In June 2015, the EPA along with the U.S. Army Corps of Engineers issued a final rule, effective August 2015, defining the Waters of the United States (WOTUS) for purposes of the CWA. This rulemaking has the potential to impact all programs under the CWA. Expansion of regulated waterways is possible under the rule depending on regulating authority interpretation, which could impact several permitting programs. Various states and others have filed lawsuits challenging the WOTUS rule in district courts and courts of appeals across the country. The appellate court challenges have been consolidated in the U.S. Court of Appeals for the Sixth Circuit and, in October 2015, the Sixth Circuit issued an order that temporarily stays implementation of the WOTUS rule nationwide pending the outcome of the various legal challenges. In March 2017, the EPA and the U.S. Army Corps of Engineers published in the Federal Register a notice of intent to review and rescind or revise the WOTUS rule, as required by an Executive Order signed in February 2017. We are currently evaluating the WOTUS rule and related developments. We do not believe the rule, if upheld and implemented in its current or substantially similar form, will have a material impact on our operations or consolidated financial results.
Regulation of Coal Combustion Residuals
In the course of operating our coal generation plants, we produce coal combustion residuals (CCRs), including fly ash, gypsum and bottom ash. We recycle some of our ash production, principally by selling to the aggregate industry. The EPA published a rule to regulate CCRs in April 2015, which we believe will require additional CCR handling, processing and storage equipment and closure of certain ash disposal ponds. Impacts to operations will be dependent on the development of groundwater monitoring of CCR units being completed in 2017. We have recorded an ARO for our current estimate for closure of ash disposal ponds but we may be required to record additional AROs in the future due to changes in existing CCR regulations, changes in interpretation of existing CCR regulations or changes in the timing or cost to close ash disposal ponds. If additional AROs are necessary, we believe the impact on our operations or consolidated financial results could be material.

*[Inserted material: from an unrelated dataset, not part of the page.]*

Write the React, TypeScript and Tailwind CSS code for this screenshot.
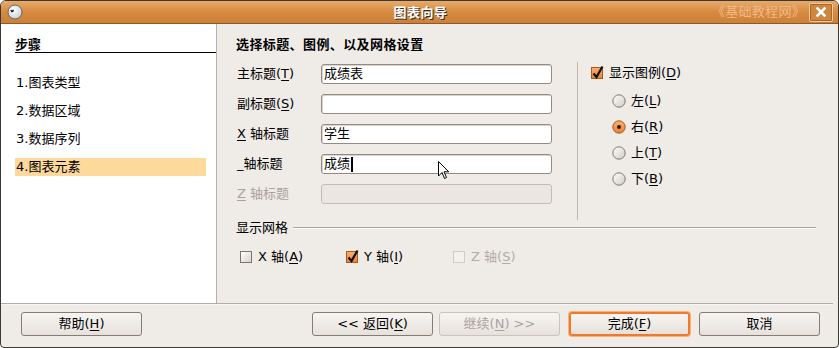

Storage of Spent Nuclear Fuel
In 2010, the Department of Energy (DOE) filed a motion with the NRC to withdraw its then pending application to construct a national repository for the disposal of spent nuclear fuel and high-level radioactive waste at Yucca Mountain, Nevada. An NRC board denied the DOE’s motion to withdraw its application and the DOE appealed that decision to the full NRC. In 2011, the NRC issued an evenly split decision on the appeal and also ordered the licensing board to close out its work on the DOE’s application by the end of 2011 due to a lack of funding. These agency actions prompted the states of Washington and South Carolina, and a county in South Carolina, to file a lawsuit in a federal Court of Appeals asking the court to compel the NRC to resume its license review and to issue a decision on the license application. In August 2013, the court ordered the NRC to resume its review of the DOE’s application. The NRC has not yet issued its decision.
Wolf Creek is currently evaluating alternatives for expanding its existing on-site spent nuclear fuel storage to provide additional capacity prior to 2025. Wolf Creek is in discussions with the DOE to determine which of its incremental costs may be reimbursable. We cannot predict when, or if, an off-site storage site or alternative disposal site will be available to receive Wolf Creek’s spent nuclear fuel and will continue to monitor this activity.